The fault doesn’t lie with Oak National (a fantastic resource, which full disclosure, I have since helped contribute towards). The fault doesn’t lie with students or even with Google for creating such a blank and intimidating document. It was my fault: I hadn’t been clear with my expectations of students.
How to overcome the problem
So, time to do something different. The first experiment was one I undertook with my year 10 class, who at the time were working through some work to consolidate their approaches to Language Paper 1 using an Oak National Academy video as one of their resources.
I watched the video in its entirety and copied out every single question which the teacher had asked and left blank spaces for students to write their answers in. Foolproof, right? Well, not quite. While most students completed a lot more work with this template; to many it was still a scary looking block of text. Added to that, they had to make sure that they’d opened the right document and video combination, which proved to be a further barrier to every student completing the work which was set.
Fast-forward several iterations and I think I’ve found a template which works for almost everybody. Here’s what all of my lessons using this template involve:
1. A short recap quiz of prior knowledge. Easy to answer questions which ease students into the lesson. Giving students that feeling of success from the very beginning means their more likely to stick around and work hard for the rest of the lesson!
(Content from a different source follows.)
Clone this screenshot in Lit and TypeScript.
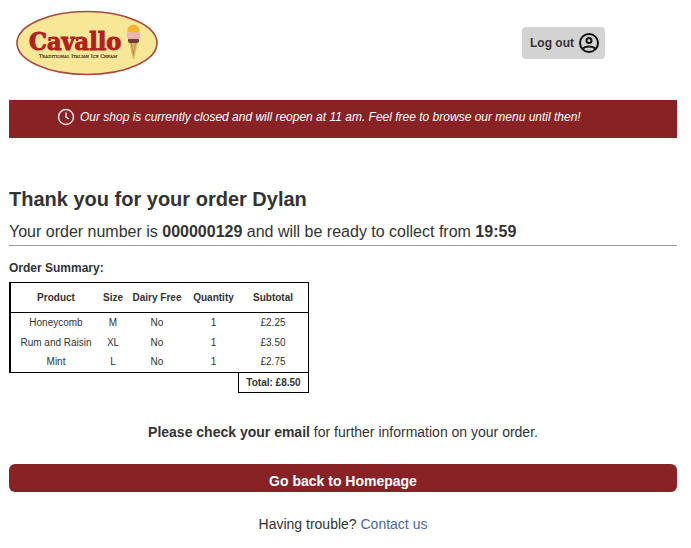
import { LitElement, html, css } from "lit";
import { customElement, state } from "lit/decorators.js";

interface OrderLine {
  product: string;
  size: string;
  dairyFree: string;
  quantity: number;
  subtotal: string;
}

@customElement("cavallo-logo")
class CavalloLogo extends LitElement {
  static styles = css`
    :host { display: block; width: 144px; height: 66px; }
    svg { display: block; }
    .name { font: bold 25px "DejaVu Serif Condensed", "DejaVu Serif", serif; fill: #b3201c; stroke: #b3201c; stroke-width: 1; }
    .tagline { font: 5px "DejaVu Serif", serif; fill: #4a4426; stroke: #4a4426; stroke-width: 0.2; font-variant: small-caps; }
  `;
  render() {
    return html`
      <svg width="144" height="66" viewBox="0 0 144 66" role="img" aria-label="Cavallo">
        <ellipse cx="72" cy="33" rx="70" ry="31.5" fill="#f8e796" stroke="#a94a41" stroke-width="1.6" />
        <text class="name" x="14" y="40">Cavallo</text>
        <text class="tagline" x="24" y="48">Traditional Italian Ice Cream</text>
        <path d="M114 31 h9 l-4 18 h-1 z" fill="#dcb267" />
        <path d="M116 32 l3 14 M121 32 l-3 12" stroke="#b98740" stroke-width="0.7" fill="none" />
        <rect x="113" y="28" width="11" height="5" rx="2" fill="#71402f" />
        <rect x="112" y="21" width="13" height="8" rx="3" fill="#eeb4b8" />
        <path d="M112.500 21.500 c-1-8 12-10 12 0 c-3 2-9 1-12 0z" fill="#f5b52f" />
      </svg>
    `;
  }
}

@customElement("order-table")
class OrderTable extends LitElement {
  @state() private lines: OrderLine[] = [
    { product: "Honeycomb", size: "M", dairyFree: "No", quantity: 1, subtotal: "£2.25" },
    { product: "Rum and Raisin", size: "XL", dairyFree: "No", quantity: 1, subtotal: "£3.50" },
    { product: "Mint", size: "L", dairyFree: "No", quantity: 1, subtotal: "£2.75" },
  ];

  static styles = css`
    :host { display: block; }
    table { border-spacing: 0; table-layout: fixed; width: 300px; font-size: 10px; line-height: 12px; text-align: center; }
    th, td { padding: 0; white-space: nowrap; }
    .product { width: 90px; }
    .size { width: 24px; }
    .dairy { width: 64px; }
    .quantity { width: 49px; }
    thead th { height: 29px; border-top: 1px solid #000; border-bottom: 1px solid #000; }
    tbody td { height: 19px; }
    tbody tr:first-child td { height: 20px; }
    tbody tr:last-child td { height: 20px; border-bottom: 1px solid #000; }
    thead th:first-child, tbody td:first-child { border-left: 2px solid #000; }
    thead th:last-child, tbody td:last-child { border-right: 1px solid #000; }
    .total { height: 19px; font-weight: bold; border: 1px solid #000; border-top: 0; }
  `;
  render() {
    return html`
      <table aria-label="Order Summary">
        <thead>
          <tr>
            <th class="product" scope="col">Product</th>
            <th class="size" scope="col">Size</th>
            <th class="dairy" scope="col">Dairy Free</th>
            <th class="quantity" scope="col">Quantity</th>
            <th scope="col">Subtotal</th>
          </tr>
        </thead>
        <tbody>
          ${this.lines.map(
            (line) => html`<tr>
              <td>${line.product}</td>
              <td>${line.size}</td>
              <td>${line.dairyFree}</td>
              <td>${line.quantity}</td>
              <td>${line.subtotal}</td>
            </tr>`
          )}
        </tbody>
        <tfoot>
          <tr>
            <td colspan="4"></td>
            <td class="total">Total: £8.50</td>
          </tr>
        </tfoot>
      </table>
    `;
  }
}

@customElement("app-root")
class AppRoot extends LitElement {
  static styles = css`
    :host { display: block; padding: 10px 14px 14px 9px; background: #fff; color: #333; font-family: "Liberation Sans", Arial, sans-serif; font-size: 14px; line-height: 16px; }
    * { box-sizing: border-box; }
    h1, h2, p { margin: 0; }
    header { display: flex; justify-content: space-between; align-items: center; padding: 0 72px 0 6px; margin-bottom: 24px; }
    .logout { display: flex; align-items: center; gap: 3px; height: 32px; padding: 0 4px 0 8px; margin-bottom: 1px; border: 0; border-radius: 4px; background: #d3d3d3; color: #333; font: bold 12px "Liberation Sans", Arial, sans-serif; }
    .banner { display: flex; align-items: center; gap: 5px; height: 38px; padding: 0 48px 4px; background: #882224; color: #fff; font-size: 12px; font-style: italic; }
    h1 { margin-top: 48px; font-size: 20px; line-height: 26px; }
    .number { padding: 10px 0 3px; border-bottom: 1px solid #999; font-size: 16px; line-height: 20px; }
    h2 { margin: 14px 0 6px; font-size: 12px; line-height: 16px; }
    .notice { margin: 31px 0 24px; text-align: center; }
    .home { display: block; width: 100%; height: 28px; padding: 6px 0 0; border: 0; border-radius: 6px; background: #882224; color: #fff; font: bold 14px "Liberation Sans", Arial, sans-serif; }
    .help { margin-top: 24px; text-align: center; }
    a { color: #4b66a8; text-decoration: none; }
  `;
  render() {
    return html`
      <header>
        <cavallo-logo></cavallo-logo>
        <button class="logout" type="button">
          Log out
          <svg width="24" height="24" viewBox="0 0 24 24" aria-hidden="true" fill="none" stroke="#111" stroke-width="2">
            <circle cx="12" cy="12" r="9" />
            <circle cx="12" cy="9.500" r="2.500" />
            <path d="M5.500 18 C8 14.500 16 14.500 18.500 18" />
          </svg>
        </button>
      </header>
      <section class="banner" role="status">
        <svg width="18" height="18" viewBox="0 0 18 18" aria-hidden="true" fill="none" stroke="#f5dfdf" stroke-width="1.500">
          <circle cx="9" cy="9" r="7.500" />
          <path d="M9 4.500 V9 L12 11" />
        </svg>
        <span>Our shop is currently closed and will reopen at 11 am. Feel free to browse our menu until then!</span>
      </section>
      <main>
        <h1>Thank you for your order Dylan</h1>
        <p class="number">Your order number is <b>000000129</b> and will be ready to collect from <b>19:59</b></p>
        <h2>Order Summary:</h2>
        <order-table></order-table>
        <p class="notice"><b>Please check your email</b> for further information on your order.</p>
        <button class="home" type="button">Go back to Homepage</button>
        <p class="help">Having trouble? <a href="#contact">Contact us</a></p>
      </main>
    `;
  }
}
2. A link to the video lesson (in this example, one which I recorded on Loom) embedded straight into the document. No more searching around for the right video or navigating different websites. Everything’s easily accessible. The video lessons start off by answering the quiz questions, giving a bit of interaction between me and the students.
3. Boxes for students to write in. On each Google Doc, I use a 1 cell table and fill it with a bright colour. Students know exactly where they are expected to write. Because the box grows as they type, there’s no big scary box which they might feel the need to fill. This simple inclusion has reduced anxiety for some students around who might otherwise have found the act of writing down their answers quite scary.
4. Several tasks which are explicitly taught in the video lesson and which are clearly broken up on the page. During the lesson, I almost give students the exact answers to write in the boxes. For some students, this is enough – they write what I tell them and they feel empowered as the boxes start to fill up with their work. For others, the answers I give are the beginning and they are confident enough to add their own analysis or thoughts.
5. To finish it all off, I created a quiz on Google Forms which tested the key knowledge I wanted to students to remember from the lesson. The link to this self-marking quiz is embedded straight into the Google Doc so students know that it is there. The quiz serves several purposes: Firstly, it gives students a chance to show what they’ve learned – who doesn’t love getting 100% on a quiz? The self-marking nature of the quiz also means that should a student get something wrong, they are immediately presented with the correct answer. Finally, it meant that every student who took that quiz – which in this case was the whole of year 10 – had their answers recorded on a spreadsheet which was shared with the whole department. That way, we knew what students had grasped and what they hadn’t quite understood properly, meaning our teaching could be more reactive.
Why make worksheets like this?
Remote learning is stressful enough for both students and staff. The more simple we can make resources for students to use, the more likely they are to complete the work to a good standard. The more students engage with remote learning, the less ‘left behind’ they’ll feel when they return to school. Just like in school, using resources which follow a similar structure and routine reduces the amount of anxiety students feel towards trying to figure out how to approach a task, or open the right video or worksheet or quiz; thereby giving them more bandwidth to focus on the actual learning at hand.
I’m sure this isn’t the perfect template, but as a department we’ve found it works quite well for us. More importantly, the rate of completion of the work I’d set for my classes rocketed after using this layout so students must appreciate it too!
This template should work for lessons in most subjects; I know from conversations with others at my school who have adopted a similar layout that they have found it useful.